Kitap doktoru Rafet Güngör
R. Ruveyda Okumuş yazdı: Yıpranmış kitapların yüzünü güldüren usta: Rafet Güngör
R.RUVEYDA OKUMUŞ
Rafet Güngör, yarım asırdır cilt sanatına ve kitaplara ömrünü verdi, vermeye de devam ediyor. Süleymaniye’de, dışarıdan son derece mütevazı görünün dükkânını aslında küçük bir müze gibi... İçeride Osmanlıca kitaplar, nadir eserler, el yazmaları, antika çilt makineleri, duvarlarda ise birbirinden muhteşem hat levhaları var. Kendisi sıklıkla “İlmin devamı kitaplarla, kitabın devamı cilt iledir” diyor.

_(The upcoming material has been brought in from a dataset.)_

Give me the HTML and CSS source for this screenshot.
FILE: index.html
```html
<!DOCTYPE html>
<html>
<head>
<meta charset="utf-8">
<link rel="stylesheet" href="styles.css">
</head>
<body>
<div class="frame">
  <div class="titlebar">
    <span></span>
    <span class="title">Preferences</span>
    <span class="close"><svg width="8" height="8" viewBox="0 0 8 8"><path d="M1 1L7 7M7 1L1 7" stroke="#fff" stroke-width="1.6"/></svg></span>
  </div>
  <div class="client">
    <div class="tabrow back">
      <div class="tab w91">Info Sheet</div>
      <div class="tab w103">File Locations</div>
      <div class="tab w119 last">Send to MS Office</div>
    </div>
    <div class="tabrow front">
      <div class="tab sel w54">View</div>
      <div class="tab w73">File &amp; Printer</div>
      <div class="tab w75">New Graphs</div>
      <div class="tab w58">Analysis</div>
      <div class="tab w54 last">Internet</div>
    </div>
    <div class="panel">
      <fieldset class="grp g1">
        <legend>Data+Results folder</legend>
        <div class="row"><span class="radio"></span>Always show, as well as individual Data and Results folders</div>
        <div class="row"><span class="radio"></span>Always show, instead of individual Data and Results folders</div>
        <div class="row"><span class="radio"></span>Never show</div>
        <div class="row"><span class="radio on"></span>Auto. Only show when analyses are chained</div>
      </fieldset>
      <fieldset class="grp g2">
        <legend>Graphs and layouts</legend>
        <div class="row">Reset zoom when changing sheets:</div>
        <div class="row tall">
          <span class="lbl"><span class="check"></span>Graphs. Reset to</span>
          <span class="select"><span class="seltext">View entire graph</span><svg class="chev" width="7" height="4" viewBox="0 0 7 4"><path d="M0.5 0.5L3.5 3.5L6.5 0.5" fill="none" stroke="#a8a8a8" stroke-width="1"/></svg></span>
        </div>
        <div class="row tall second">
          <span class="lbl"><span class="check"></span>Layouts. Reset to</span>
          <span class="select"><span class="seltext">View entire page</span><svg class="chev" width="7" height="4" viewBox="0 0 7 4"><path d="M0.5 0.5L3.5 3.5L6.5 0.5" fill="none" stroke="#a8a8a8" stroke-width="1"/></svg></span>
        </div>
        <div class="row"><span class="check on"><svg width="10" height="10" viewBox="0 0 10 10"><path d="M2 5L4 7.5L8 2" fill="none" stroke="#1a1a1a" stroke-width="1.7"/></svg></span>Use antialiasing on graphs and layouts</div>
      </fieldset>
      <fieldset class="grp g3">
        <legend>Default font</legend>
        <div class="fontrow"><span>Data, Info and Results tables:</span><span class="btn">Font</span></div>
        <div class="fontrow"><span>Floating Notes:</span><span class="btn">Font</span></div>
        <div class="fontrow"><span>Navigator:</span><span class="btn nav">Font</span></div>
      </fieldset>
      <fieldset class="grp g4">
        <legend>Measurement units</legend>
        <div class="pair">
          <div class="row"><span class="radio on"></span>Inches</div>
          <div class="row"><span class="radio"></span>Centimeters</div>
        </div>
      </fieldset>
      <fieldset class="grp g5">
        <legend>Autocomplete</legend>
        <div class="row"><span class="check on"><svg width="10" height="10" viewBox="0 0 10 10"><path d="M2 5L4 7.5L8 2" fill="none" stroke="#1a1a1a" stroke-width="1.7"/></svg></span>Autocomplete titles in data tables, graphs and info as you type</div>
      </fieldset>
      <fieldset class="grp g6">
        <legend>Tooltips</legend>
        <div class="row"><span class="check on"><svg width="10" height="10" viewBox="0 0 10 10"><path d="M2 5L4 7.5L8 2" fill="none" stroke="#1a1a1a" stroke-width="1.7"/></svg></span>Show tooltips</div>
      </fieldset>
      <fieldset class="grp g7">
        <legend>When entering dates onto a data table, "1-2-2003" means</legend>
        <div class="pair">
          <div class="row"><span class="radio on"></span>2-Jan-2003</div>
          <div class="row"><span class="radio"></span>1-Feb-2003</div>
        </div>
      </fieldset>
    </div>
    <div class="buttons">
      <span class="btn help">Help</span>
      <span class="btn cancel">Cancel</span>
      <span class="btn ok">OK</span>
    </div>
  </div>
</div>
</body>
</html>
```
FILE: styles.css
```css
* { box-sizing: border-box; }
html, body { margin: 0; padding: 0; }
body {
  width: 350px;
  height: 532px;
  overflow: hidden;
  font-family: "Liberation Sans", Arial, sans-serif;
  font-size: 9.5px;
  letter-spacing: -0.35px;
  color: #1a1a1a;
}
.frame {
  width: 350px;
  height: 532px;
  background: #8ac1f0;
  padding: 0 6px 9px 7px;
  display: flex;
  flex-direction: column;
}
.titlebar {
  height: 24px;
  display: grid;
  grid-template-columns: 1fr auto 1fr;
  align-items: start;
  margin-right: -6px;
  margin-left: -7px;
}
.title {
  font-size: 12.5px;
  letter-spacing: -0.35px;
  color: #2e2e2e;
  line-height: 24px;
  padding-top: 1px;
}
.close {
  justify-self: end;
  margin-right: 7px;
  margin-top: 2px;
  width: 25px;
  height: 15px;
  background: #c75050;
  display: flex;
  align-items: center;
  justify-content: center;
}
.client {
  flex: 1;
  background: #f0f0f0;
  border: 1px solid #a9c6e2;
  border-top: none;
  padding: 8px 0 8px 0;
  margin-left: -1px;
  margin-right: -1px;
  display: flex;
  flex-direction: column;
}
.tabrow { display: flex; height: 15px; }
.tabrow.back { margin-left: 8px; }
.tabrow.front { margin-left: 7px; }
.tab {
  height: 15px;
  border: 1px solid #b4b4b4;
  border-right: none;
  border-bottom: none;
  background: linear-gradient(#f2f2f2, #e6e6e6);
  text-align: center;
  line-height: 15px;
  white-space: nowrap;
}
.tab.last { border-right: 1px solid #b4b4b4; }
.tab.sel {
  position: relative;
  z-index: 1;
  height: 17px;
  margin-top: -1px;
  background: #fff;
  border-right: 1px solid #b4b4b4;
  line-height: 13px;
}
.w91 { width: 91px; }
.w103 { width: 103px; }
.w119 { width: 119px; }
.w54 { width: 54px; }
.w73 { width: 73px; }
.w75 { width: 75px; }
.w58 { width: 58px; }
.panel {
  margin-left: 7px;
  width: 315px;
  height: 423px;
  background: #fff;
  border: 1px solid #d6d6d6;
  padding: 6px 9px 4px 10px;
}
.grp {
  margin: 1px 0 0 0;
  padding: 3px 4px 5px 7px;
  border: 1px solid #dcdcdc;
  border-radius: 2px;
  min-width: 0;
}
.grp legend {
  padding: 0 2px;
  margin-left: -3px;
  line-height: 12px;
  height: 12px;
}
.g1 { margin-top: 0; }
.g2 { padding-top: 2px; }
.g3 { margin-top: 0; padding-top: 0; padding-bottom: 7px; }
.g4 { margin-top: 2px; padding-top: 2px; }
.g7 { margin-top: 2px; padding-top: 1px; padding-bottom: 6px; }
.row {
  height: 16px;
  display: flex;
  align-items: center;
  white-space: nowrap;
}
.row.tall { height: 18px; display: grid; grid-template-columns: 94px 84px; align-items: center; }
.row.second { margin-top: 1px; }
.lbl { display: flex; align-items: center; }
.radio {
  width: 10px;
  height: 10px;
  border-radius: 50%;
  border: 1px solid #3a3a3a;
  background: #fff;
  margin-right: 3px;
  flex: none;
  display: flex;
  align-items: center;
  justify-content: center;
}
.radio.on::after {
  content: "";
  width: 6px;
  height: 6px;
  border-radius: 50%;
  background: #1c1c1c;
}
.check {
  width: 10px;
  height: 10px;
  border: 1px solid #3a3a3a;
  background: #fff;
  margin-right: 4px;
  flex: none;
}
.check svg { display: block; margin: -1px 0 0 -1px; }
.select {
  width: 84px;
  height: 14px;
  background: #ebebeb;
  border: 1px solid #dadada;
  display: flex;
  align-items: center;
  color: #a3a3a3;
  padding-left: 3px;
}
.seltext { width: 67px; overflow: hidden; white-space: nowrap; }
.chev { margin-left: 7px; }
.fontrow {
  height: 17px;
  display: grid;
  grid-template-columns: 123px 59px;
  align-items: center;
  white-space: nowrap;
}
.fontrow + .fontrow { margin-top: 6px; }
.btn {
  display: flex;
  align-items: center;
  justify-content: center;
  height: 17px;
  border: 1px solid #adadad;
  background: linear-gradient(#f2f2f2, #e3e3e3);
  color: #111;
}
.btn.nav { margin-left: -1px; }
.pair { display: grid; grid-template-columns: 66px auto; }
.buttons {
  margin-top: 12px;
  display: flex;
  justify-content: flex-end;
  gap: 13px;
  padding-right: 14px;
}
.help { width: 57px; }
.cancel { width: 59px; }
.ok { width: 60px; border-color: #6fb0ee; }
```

Rafet Güngör neredeyse elli yıldır, matbu ve taş baskı kitapların yıpranmış, dağılmış ciltlerini yeniliyor. Diğer bir ifadeyle kitaba yeniden hayat veriyor. 20 seneden fazla bir zamandır Vefa’daki dükkanında bir taraftan çiltçilikle meşgul olurken diğer taraftan da sahaflık yapıyor. Kimisi eski bir kitap almak için kimi de elindeki kitabı ciltletmek için dükkanına uğruyor.
İSLAM SEÇEN’İN ÖĞRENCİSİ OLUR
Onun ciltçilik mesleğindeki yolculuğu 1969’da Süleymaniye Kütüphanesi’nin memurluk imtihanını kazanarak göreve adım atmasıyla başlıyor. Süleymaniye Kütüphanesi’nde memuriyete devam ederken mücellit İslam Seçen’den ciltçilik sanatını öğrenir onun talebesi olur. 25 sene Süleymaniye Kütüphanesi’nde çalıştıktan sonra 1990’da Osmanlı Arşivi’ne geçer. Burada cilt atölyesinin kurulması ve ölmeye yüz tutmuş eserlerin restorasyonu, diğer bir ifadeyle yeniden ciltlenmesi amacıyla bir ekip kurarak çalışmaya başlar. Yaklaşık 10 yıl Osmanlı Arşivi’ndeki çalıştıktan sonra emekliye ayrılan usta mücellit, Vefa’da kendi cilt atölyesini açar ve çok sevdiği ciltçilik mesleğine burada devam eder.
Bugün dükkânı sahafların, koleksiyonerlerin ve kitap meraklıların uğrak yeri. Kendisine getirilen el yazma, matbu ve taş baskı eserlerin ciltlerini itinayla yapıyor. Gelen eski bir kitapsa önce bütün kitabın tek tek sayfaları ayrılıyor, tozları alınıyor, sıraya diziliyor. Sonrasında her biri dikiliyor ve şirazesi yapılıyor.
Eğer kitabın yapraklarında bozulma yahut yıpranma ve kopma varsa bunlar onarılıyor ve ciltleme işlemine geçiliyor.
Rafet Usta, tamamen el emeğiyle yaptığı ciltlemede sahtiyan yani keçi derisi kullanıyor.
Dükkânına girdiğinizde mütebessim bir çehreyle karşılıyor sizi. Kardeşim buyurun ne istemiştiniz diye söze başlıyor. Cilt için getirdiğiniz kitaba bir göz attıktan sonra olur, yaparız, şu vakit gelin diye devam ediyor.